#### DATA BLOCK:
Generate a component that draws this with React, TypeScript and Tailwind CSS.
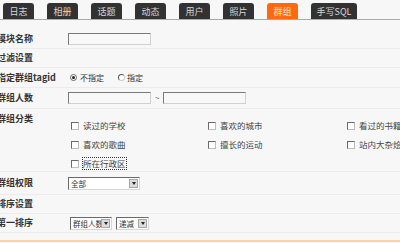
import React from "react";

const tabs = ["日志", "相册", "话题", "动态", "用户", "照片", "群组", "手写SQL"];

function Input({ w }: { w: string }) {
  return (
    <div className={`${w} h-[12px] border border-t-[#7a7a7a] border-l-[#7a7a7a] border-r-[#d0d0d0] border-b-[#d0d0d0] bg-[#f8f8f8]`} />
  );
}

function Check({ label, focus }: { label: string; focus?: boolean }) {
  return (
    <div className="flex items-center gap-[4px]">
      <div className="w-[8px] h-[8px] shrink-0 border border-t-[#6a6a6a] border-l-[#6a6a6a] border-r-[#bdbdbd] border-b-[#bdbdbd] bg-white" />
      <span className={`text-[8.5px] leading-[11px] text-[#444] whitespace-nowrap ${focus ? "outline outline-1 outline-dotted outline-[#333]" : ""}`}>{label}</span>
    </div>
  );
}

function Select({ w, text }: { w: string; text: string }) {
  return (
    <div className={`${w} h-[13px] flex items-center border border-t-[#6a6a6a] border-l-[#6a6a6a] border-r-[#d8d8d8] border-b-[#d8d8d8] bg-white`}>
      <span className="flex-1 pl-[2px] text-[7.5px] leading-[11px] text-[#333] overflow-hidden whitespace-nowrap">{text}</span>
      <div className="w-[9px] h-[9px] shrink-0 mr-[1px] bg-[#dcdcdc] border border-[#a8a8a8] flex items-center justify-center">
        <div className="w-0 h-0 border-l-[2px] border-r-[2px] border-t-[3px] border-l-transparent border-r-transparent border-t-[#222]" />
      </div>
    </div>
  );
}

function Row({ label, children, cls }: { label: string; children?: React.ReactNode; cls: string }) {
  return (
    <div className={`flex items-center border-b border-[#ececec] ${cls}`}>
      <div className="w-[71px] shrink-0 -ml-[3px] text-[9px] font-bold text-[#333] whitespace-nowrap">{label}</div>
      {children}
    </div>
  );
}

export default function App() {
  return (
    <div
      className="w-[400px] h-[243px] bg-[#f7f7f7] overflow-hidden"
      style={{ fontFamily: '"Noto Sans CJK SC", "Noto Sans", sans-serif' }}
    >
      <div className="flex items-end gap-[13px] pl-[3px] pt-[3px] h-[20px] border-b border-[#a9a9a9]">
        {tabs.map((t) => (
          <div
            key={t}
            className={`h-[16px] ${t === "手写SQL" ? "w-[46px]" : "w-[31px]"} rounded-t-[3px] flex items-center justify-center text-[9px] leading-none ${
              t === "群组" ? "bg-[#ff6a0f] text-[#ffe7d6]" : "bg-[#323232] text-[#d8d8d8]"
            }`}
          >
            {t}
          </div>
        ))}
      </div>
      <div className="pt-[9px]">
        <Row label="模块名称" cls="h-[20px]">
          <Input w="w-[83px]" />
        </Row>
        <Row label="过滤设置" cls="h-[19px]" />
        <Row label="指定群组tagid" cls="h-[20px]">
          <div className="flex items-center text-[8px] text-[#333] ml-[2px]">
            <div className="w-[7px] h-[7px] rounded-full border border-[#666] bg-white flex items-center justify-center">
              <div className="w-[3px] h-[3px] rounded-full bg-[#222]" />
            </div>
            <span className="ml-[3px]">不指定</span>
            <div className="ml-[14px] w-[7px] h-[7px] rounded-full border border-t-[#555] border-l-[#555] border-r-[#ccc] border-b-[#ccc] bg-white" />
            <span className="ml-[2px]">指定</span>
          </div>
        </Row>
        <Row label="群组人数" cls="h-[21px]">
          <Input w="w-[83px]" />
          <span className="mx-[4px] text-[8px] text-[#555]">~</span>
          <Input w="w-[83px]" />
        </Row>
        <div className="flex border-b border-[#ececec] h-[63px] pt-[4px]">
          <div className="w-[71px] shrink-0 -ml-[3px] text-[9px] font-bold text-[#333] whitespace-nowrap leading-[11px]">群组分类</div>
          <div className="grid grid-cols-[137px_139px_60px] grid-rows-[19px_19px_19px] ml-[3px] pt-[7px] items-start">
            <Check label="读过的学校" />
            <Check label="喜欢的城市" />
            <Check label="看过的书籍" />
            <Check label="喜欢的歌曲" />
            <Check label="擅长的运动" />
            <Check label="站内大杂烩" />
            <Check label="所在行政区" focus />
          </div>
        </div>
        <Row label="群组权限" cls="h-[23px]">
          <Select w="w-[72px]" text="全部" />
        </Row>
        <Row label="排序设置" cls="h-[19px]" />
        <Row label="第一排序" cls="h-[19px]">
          <div className="flex items-center gap-[4px] ml-[2px]">
            <Select w="w-[42px]" text="群组人数" />
            <Select w="w-[33px]" text="递减" />
          </div>
        </Row>
      </div>
      <div className="mt-[7px] h-[2px] bg-[#f9d4a8]" />
    </div>
  );
}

#### SET PROBLEM:
Determine how many lines in the listing above hold the word "React", answering with the number only.

#### THE RESULT:
3